• Goal:
Print verbatim the opening line of the material and every subsequent line through the one containing "import React from".

• Data section:

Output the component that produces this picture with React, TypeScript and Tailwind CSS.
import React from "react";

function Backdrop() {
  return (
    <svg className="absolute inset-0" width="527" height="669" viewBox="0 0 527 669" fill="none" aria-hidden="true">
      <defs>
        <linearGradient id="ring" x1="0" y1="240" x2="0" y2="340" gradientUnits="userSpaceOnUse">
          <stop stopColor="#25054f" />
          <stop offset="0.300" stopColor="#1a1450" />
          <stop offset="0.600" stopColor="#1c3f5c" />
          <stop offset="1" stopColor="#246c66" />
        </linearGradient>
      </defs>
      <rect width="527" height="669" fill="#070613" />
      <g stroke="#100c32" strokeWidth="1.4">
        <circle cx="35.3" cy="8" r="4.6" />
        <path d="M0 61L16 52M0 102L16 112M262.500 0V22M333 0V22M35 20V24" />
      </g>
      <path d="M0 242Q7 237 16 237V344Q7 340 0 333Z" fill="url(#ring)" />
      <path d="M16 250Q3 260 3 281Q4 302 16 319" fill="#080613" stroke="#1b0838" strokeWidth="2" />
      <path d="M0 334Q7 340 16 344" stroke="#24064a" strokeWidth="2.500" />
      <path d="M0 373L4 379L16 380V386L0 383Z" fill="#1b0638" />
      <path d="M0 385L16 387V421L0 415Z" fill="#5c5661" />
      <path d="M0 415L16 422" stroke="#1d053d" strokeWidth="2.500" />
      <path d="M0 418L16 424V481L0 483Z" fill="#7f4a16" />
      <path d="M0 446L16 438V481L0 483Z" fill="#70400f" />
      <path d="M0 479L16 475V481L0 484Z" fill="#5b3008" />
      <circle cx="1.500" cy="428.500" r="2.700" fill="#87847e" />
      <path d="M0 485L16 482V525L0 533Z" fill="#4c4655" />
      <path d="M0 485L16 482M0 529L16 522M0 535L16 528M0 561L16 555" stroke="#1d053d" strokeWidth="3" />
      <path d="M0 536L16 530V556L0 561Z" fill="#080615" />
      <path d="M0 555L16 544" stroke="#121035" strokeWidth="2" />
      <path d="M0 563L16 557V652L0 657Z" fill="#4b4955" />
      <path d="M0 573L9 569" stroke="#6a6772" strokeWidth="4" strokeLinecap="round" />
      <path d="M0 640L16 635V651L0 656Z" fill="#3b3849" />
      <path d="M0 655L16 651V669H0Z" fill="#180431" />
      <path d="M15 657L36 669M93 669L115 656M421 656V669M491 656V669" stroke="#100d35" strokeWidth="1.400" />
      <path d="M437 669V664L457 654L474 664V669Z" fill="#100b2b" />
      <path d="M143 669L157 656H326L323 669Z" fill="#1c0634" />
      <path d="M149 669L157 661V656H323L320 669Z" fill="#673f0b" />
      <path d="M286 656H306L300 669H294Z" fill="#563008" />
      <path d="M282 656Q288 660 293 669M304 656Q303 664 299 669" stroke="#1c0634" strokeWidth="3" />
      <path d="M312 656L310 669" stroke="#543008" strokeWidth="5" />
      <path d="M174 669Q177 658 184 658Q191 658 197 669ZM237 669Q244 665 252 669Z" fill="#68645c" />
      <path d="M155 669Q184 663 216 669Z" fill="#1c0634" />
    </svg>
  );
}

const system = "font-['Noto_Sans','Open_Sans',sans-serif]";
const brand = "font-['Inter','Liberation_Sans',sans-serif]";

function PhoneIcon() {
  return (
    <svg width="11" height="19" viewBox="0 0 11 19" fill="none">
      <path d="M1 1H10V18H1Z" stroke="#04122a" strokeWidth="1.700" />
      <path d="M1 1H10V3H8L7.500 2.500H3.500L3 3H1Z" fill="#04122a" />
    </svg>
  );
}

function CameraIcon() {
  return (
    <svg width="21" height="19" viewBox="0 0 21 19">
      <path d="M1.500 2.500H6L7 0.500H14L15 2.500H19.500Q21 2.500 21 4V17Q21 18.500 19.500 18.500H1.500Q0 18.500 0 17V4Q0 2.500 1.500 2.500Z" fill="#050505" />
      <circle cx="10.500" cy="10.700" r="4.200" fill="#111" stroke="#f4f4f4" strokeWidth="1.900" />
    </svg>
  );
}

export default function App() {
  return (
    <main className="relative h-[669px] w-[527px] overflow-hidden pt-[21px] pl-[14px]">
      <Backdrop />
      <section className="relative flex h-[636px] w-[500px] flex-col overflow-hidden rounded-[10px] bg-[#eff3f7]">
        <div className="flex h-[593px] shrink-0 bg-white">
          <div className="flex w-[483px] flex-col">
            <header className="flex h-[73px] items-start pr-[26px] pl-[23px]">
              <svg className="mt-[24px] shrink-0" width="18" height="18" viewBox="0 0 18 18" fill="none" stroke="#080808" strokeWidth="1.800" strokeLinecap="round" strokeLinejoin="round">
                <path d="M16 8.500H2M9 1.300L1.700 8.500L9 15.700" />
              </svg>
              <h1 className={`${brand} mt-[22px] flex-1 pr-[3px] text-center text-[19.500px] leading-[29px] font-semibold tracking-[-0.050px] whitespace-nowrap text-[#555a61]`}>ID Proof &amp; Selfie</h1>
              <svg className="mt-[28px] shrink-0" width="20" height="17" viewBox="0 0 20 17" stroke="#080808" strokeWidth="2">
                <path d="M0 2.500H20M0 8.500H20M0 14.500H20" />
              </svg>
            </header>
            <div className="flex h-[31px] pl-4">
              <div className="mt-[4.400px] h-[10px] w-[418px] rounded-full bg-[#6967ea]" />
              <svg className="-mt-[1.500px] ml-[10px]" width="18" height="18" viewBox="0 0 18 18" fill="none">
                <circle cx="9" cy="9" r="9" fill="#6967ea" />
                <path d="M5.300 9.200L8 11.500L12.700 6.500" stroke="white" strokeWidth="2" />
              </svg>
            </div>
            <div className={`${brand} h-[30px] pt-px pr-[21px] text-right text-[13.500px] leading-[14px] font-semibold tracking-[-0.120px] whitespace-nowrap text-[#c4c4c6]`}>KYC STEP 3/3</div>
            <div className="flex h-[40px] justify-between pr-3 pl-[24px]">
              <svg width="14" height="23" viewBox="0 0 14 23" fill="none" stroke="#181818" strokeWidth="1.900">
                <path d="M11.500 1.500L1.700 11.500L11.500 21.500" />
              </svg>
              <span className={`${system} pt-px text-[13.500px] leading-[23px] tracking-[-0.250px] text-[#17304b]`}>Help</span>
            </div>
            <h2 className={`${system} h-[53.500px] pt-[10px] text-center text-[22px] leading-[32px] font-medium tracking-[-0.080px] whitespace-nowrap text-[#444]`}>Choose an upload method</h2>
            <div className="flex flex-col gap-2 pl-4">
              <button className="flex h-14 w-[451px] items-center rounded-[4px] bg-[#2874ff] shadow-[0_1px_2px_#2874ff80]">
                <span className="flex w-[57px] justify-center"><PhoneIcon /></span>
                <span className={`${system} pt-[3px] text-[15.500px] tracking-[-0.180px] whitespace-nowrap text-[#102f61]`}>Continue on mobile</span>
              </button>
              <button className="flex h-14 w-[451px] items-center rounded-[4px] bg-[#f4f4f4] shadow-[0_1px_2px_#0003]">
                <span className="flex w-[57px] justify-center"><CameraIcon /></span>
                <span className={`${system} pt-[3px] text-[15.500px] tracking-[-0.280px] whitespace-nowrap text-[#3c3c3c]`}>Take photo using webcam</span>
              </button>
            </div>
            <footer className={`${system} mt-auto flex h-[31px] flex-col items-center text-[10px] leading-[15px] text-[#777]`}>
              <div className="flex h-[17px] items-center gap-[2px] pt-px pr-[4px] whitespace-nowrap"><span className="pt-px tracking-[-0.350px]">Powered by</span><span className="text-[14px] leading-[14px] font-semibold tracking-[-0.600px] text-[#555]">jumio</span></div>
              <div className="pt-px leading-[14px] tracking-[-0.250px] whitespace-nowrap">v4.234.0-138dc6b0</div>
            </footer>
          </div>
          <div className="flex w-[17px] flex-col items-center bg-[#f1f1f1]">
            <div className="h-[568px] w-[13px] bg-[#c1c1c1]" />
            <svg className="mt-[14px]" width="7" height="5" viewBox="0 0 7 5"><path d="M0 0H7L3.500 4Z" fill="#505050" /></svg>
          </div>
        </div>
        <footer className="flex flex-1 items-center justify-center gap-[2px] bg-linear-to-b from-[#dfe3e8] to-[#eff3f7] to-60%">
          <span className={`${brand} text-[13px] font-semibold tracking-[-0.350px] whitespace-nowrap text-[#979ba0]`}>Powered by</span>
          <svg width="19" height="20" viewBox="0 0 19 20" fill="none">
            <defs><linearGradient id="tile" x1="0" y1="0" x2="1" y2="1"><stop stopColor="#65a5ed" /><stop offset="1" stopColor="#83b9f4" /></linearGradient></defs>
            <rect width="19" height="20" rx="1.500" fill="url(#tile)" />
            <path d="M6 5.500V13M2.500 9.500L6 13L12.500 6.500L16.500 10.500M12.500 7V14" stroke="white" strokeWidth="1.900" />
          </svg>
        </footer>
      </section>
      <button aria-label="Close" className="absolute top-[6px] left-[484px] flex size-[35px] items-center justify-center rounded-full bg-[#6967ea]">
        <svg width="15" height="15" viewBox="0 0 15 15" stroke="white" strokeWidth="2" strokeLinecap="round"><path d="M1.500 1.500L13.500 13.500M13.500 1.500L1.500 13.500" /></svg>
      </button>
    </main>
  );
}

• Correct result:
Output the component that produces this picture with React, TypeScript and Tailwind CSS.
import React from "react";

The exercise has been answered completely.